“There are no dates yet for the negotiation mission to return to Budapest,” the IMF’s representative in Hungary, Iryna Ivaschenko, told Reuters news agency.
“As we stated before, we believe that the focus of fiscal adjustment should be on achieving a more balanced consolidation, shifting away from ad hoc tax measures,” Ivaschenko said.
She added that this would help reduce the budget deficit in a sustainable manner and, when combined with structural reforms, generate higher growth. “Several of the measures announced last week are not aligned with these objectives,” Ivaschenko said.
Mihaly Varga, the government’s chief negotiator in talks, said on Friday that an agreement with the IMF was possible, but on grounds that Washington and Brussels accept the government had “its own concept, its own programme.”
Varga dismissed press reports earlier in the day that talks with international lenders had broken down.
The Fiscal Council’s head Arpad Kovacs said earlier in the week that Hungary must strike a deal with the IMF/EU to manage public debt. Potential savings on the cost of financing with an IMF loan were in the hundreds of billions of forints, he said.

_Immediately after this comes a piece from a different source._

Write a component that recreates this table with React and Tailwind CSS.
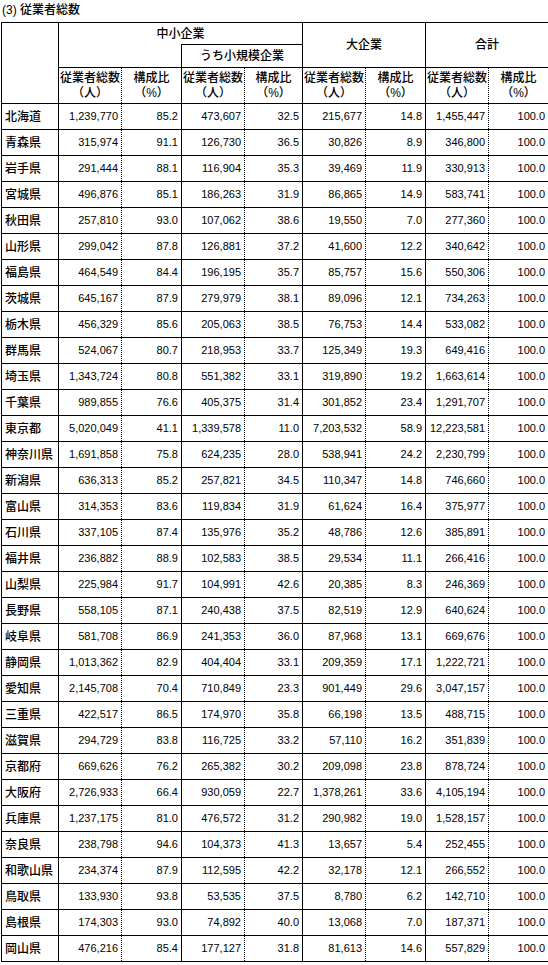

London-based analysts said though the IMF did not like the Hungarian government’s recent measures, especially the extension of the bank tax and the doubling of a financial transactions tax next year, a deal was still likely in the first quarter of 2013.
The economy minister announced fiscal adjustments worth over 700 billion forints (EUR 2.5bn) this month in order to keep to agreed deficit targets, which critics say could stifle growth.
Hungary is seeking a 15-billion-euro precautionary credit line from the IMF.